財務大臣の諮問機関である財政制度等審議会の財政制度分科会は10月28日、JR各社が国に支払う整備新幹線の線路使用料である「貸付料」の見直しを提案した。開業時の設定が30年間変わらない現行制度がなぜ今、検討の対象となったのか。財務省の狙いを考えたい。(鉄道ジャーナリスト 枝久保達也)
財政制度等審議会が
貸付料の見直しを提案
10月28日、財務大臣の諮問機関である財政制度等審議会の財政制度分科会は、JR各社が国に支払う整備新幹線の「貸付料」について、開業時の設定が30年間変わらない現行制度を見直すべきだと提案した。財務省は分科会の提案をふまえ、次の契約更新や新規着工に向けて具体的な内容を検討するという。

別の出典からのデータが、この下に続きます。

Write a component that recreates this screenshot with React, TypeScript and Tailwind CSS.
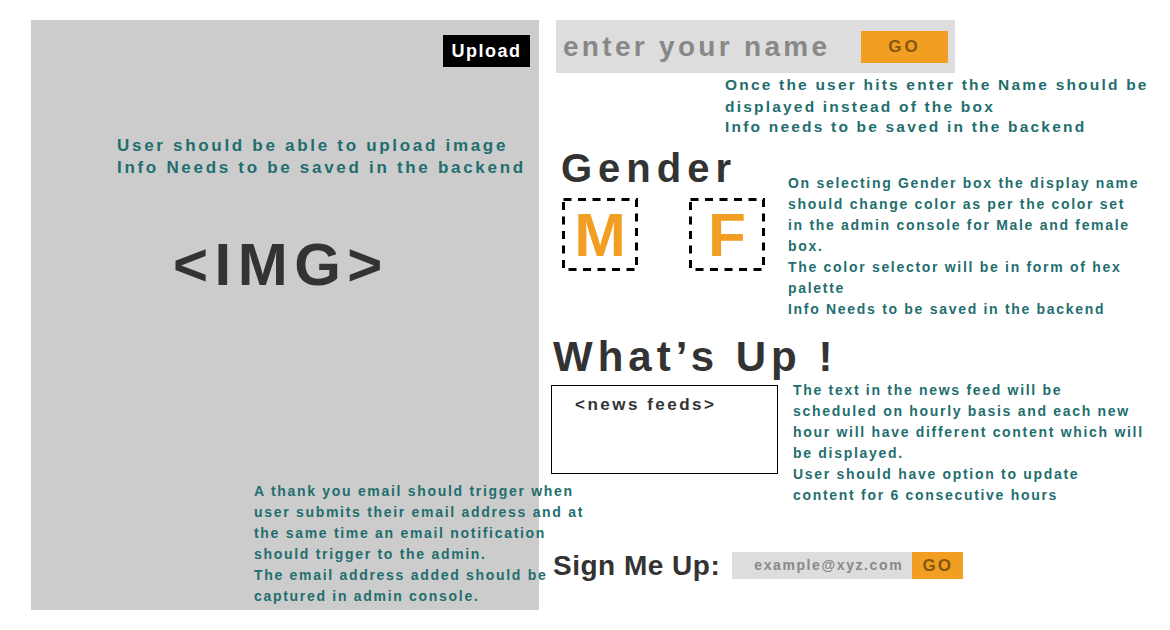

翌29日、斉藤鉄夫国土交通大臣は定例会見でこの件について問われ、「昨日の財政制度等審議会財政制度分科会において、整備新幹線の整備や貸付料のあり方について、ご議論が行われたと承知しています」とした上で、「まだ議論が行われている最中と認識しています」と述べ、コメントを控えた。
分科会の議事録はまだ公表されていないため、財務省の諮問に対し、どのような審議が行われたかは定かではないが、財務省が提示した資料が公表されているので、これをもとに財務省の狙いを考えたい。